Педагогическая работа Анциферова началась сразу после окончания университета. Он преподавал в женской гимназии Н. Н. Зворской (1915–1916) и частном реальном училище А. С. Черняева (1915–1918), в школе при бывшем Тенишевском училище (1918–1925), где вел и гуманитарный кружок, во 2‐м Педагогическом институте (1919–1926), в интернате для беспризорных под Павловском (1919–1920); читал лекции на курсах «Теория и практика экскурсионного дела» в Государственном институте истории искусств (1925–1929), водил экскурсии для студентов курсов[1338]
.Георгий Александрович Штерн (1905–1982) – ученик Анциферова по Тенишевскому училищу, а впоследствии один из ближайших друзей – вспоминает:
Занятия и общение с нами Николая Павловича не ограничивались уроками. Еще более свободно они продолжались в созданном им гуманитарном кружке, который собирался как в школе после уроков, так и у него на дому. Тем было много: методология истории, культура различных стран и народов, города, события, люди далекого и близкого прошлого, искусство и литература. Иногда это были рассказы Николая Павловича о его жизни. Особое место в педагогической работе Николая Павловича занимали экскурсии. Кроме экскурсий по родному городу, Николай Павлович возил нас в Москву, Новгород и Псков. Своеобразие экскурсионного метода, впоследствии детально разработанного Николаем Павловичем, уже тогда дало наглядное представление о возникновении и росте городов, о неповторимой индивидуальности каждого. Все это он учил читать в особенностях планировки, в расположении сохранившихся памятников. С Петербургом знакомство начиналось с вышки Исаакиевского собора, откуда раскрывалась панорама всего города, затем следовал целый комплекс исторических экскурсий. С ними перемежались экскурсии историко-архитектурные и историко-литературные. Этот последний вид экскурсии собственно и был создан Николаем Павловичем, по крайней мере, для Петербурга. Он открыл нам тогда душу родного города, столь сложную и противоречивую: от парадного Петербурга до серого облинялого города героев Достоевского. Так убедительно, так правдиво раскрывалась связь этих людей с местами – глухими колодцами дворов, полутемными лестницами с крутыми ступеньками, что после экскурсии по «Преступлению и наказанию» один из моих товарищей позвонил у двери предполагаемой квартиры Раскольникова и, когда ему отворили, спросил: «Здесь живет Родион Романович?»[1339]
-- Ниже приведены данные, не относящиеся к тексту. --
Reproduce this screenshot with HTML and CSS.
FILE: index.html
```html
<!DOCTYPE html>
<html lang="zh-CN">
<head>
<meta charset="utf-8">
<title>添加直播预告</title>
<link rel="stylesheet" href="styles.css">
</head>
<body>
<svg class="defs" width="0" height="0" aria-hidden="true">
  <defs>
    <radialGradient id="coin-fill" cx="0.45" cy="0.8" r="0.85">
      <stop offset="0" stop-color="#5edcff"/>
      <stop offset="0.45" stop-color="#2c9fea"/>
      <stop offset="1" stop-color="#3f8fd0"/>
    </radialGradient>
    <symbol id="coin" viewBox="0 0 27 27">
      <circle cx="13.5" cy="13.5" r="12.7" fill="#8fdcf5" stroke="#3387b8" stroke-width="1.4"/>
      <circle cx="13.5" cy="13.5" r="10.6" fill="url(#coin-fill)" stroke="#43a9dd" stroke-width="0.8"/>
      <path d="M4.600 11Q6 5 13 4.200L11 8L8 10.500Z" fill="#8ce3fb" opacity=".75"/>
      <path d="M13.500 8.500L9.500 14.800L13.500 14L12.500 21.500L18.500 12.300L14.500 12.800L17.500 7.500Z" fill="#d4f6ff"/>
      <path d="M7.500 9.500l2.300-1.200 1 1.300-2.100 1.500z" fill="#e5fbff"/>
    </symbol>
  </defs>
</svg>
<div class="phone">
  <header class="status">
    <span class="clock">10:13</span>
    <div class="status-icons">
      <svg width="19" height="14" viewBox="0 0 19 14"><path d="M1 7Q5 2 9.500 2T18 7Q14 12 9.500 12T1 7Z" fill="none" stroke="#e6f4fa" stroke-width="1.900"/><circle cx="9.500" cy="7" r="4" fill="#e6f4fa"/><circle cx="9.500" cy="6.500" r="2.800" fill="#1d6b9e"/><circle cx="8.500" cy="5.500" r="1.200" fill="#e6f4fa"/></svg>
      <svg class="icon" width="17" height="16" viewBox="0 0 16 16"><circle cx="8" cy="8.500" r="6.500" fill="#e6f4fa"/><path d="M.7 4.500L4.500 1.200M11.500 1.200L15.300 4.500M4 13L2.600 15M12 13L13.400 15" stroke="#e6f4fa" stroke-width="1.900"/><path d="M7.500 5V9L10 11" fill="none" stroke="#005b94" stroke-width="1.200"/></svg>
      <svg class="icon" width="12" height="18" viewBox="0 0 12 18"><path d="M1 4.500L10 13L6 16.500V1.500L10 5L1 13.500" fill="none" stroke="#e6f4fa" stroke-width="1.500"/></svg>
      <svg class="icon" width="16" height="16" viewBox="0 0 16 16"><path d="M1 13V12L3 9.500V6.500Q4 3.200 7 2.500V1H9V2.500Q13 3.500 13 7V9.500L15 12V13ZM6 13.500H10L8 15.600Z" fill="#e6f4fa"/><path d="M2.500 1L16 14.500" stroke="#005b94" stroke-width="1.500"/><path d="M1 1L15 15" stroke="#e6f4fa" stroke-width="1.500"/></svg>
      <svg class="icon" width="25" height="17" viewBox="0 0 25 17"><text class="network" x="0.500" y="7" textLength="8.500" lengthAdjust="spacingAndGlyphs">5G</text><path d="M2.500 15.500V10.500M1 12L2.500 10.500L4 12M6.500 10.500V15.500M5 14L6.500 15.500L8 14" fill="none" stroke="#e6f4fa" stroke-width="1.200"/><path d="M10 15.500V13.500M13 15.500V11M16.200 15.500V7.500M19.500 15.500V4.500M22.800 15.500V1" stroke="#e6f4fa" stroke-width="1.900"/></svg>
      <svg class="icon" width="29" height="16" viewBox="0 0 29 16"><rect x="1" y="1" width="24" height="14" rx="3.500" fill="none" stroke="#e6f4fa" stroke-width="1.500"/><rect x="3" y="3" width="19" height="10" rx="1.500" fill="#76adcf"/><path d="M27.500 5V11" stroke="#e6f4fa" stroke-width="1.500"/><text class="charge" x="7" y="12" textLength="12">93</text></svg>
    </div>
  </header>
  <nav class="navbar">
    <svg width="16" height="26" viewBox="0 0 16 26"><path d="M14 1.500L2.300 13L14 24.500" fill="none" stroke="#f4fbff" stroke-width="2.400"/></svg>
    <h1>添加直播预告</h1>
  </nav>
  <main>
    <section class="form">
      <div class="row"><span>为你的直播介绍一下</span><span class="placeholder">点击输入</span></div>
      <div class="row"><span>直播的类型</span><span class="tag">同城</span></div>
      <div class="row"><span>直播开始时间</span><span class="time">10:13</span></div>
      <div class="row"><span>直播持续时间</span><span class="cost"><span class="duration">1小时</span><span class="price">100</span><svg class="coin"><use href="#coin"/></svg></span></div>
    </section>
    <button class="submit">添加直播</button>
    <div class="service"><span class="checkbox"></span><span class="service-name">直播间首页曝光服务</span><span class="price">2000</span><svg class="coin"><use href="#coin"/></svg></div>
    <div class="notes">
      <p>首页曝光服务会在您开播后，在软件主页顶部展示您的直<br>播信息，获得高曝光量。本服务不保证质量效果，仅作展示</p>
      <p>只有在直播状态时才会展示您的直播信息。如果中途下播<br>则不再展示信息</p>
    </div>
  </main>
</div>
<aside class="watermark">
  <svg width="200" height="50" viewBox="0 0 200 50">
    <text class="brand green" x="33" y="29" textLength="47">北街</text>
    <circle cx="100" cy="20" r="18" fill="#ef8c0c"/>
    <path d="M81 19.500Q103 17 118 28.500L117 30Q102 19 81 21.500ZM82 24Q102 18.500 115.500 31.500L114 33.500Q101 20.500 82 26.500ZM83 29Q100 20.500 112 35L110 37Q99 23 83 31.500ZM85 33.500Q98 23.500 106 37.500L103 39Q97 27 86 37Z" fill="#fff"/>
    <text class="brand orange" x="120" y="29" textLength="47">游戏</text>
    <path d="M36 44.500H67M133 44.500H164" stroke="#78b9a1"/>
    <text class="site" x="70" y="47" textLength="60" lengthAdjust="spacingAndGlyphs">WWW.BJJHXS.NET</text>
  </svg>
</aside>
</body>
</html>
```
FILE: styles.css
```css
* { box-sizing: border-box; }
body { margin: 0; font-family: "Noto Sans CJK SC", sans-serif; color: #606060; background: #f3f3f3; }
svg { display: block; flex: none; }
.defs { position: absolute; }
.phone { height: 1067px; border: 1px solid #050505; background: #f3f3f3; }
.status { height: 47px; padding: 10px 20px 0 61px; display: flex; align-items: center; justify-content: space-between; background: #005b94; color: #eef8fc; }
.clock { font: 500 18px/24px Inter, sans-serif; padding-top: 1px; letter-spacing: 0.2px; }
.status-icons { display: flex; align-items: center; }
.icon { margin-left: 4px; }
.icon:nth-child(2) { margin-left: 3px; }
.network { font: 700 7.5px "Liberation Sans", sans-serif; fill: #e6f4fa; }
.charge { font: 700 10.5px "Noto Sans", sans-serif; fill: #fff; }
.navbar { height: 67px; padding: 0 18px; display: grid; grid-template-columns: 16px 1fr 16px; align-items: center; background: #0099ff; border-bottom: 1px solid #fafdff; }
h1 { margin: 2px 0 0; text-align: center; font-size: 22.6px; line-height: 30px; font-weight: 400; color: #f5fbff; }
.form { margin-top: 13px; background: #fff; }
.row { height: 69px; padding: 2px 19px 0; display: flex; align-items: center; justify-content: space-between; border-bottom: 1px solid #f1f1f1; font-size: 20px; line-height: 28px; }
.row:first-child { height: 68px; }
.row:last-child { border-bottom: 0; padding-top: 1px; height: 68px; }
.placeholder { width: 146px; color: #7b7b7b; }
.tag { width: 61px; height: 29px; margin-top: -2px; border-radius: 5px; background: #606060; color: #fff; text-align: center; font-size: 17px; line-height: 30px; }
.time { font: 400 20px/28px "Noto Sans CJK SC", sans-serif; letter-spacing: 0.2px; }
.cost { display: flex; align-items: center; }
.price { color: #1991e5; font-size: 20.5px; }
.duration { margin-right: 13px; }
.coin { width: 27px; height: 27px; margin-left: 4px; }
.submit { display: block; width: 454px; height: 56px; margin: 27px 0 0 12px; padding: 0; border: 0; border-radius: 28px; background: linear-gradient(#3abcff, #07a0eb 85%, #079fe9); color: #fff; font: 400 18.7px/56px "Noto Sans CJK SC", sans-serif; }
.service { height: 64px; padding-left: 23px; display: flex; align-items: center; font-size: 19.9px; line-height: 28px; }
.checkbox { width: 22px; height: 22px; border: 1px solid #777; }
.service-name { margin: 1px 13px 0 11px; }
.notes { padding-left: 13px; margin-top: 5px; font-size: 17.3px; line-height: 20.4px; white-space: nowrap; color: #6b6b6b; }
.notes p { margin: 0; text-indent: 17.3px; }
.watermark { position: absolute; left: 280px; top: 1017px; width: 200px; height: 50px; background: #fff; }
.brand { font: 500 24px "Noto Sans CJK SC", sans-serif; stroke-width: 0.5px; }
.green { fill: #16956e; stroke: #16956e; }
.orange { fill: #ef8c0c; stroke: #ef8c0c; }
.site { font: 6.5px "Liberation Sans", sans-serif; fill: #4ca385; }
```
Глубоко религиозному сознанию Анциферова были неприемлемы любые формы насилия, а индивидуальная личность являлась для него высшей ценностью, достоянием духовной культуры. Понятно, что события октября 1917 года потрясли Анциферова, как и многих представителей русской интеллигенции, о чем свидетельствуют его дневниковые записи: «17 октября. На улицах темно и людно. Страшно смотреть на эти улицы. Грядущий день несет кровь. Куют восстание большевики. А мы все его ждем покорно как роковую силу»; «24 октября. Начинается новый акт мучительной русской трагедии»; «25 октября. Октябрьская революция. <…> Тяжелые мысли как тучи бродят в душе. Остается любовь к человеческой личности и вера в вечное. Вижу, что это не зависит ни от каких событий»[1340]
.Петербург всегда был для Анциферова сильнейшим жизненным переживанием, и он с тревогой всматривается в новый облик города.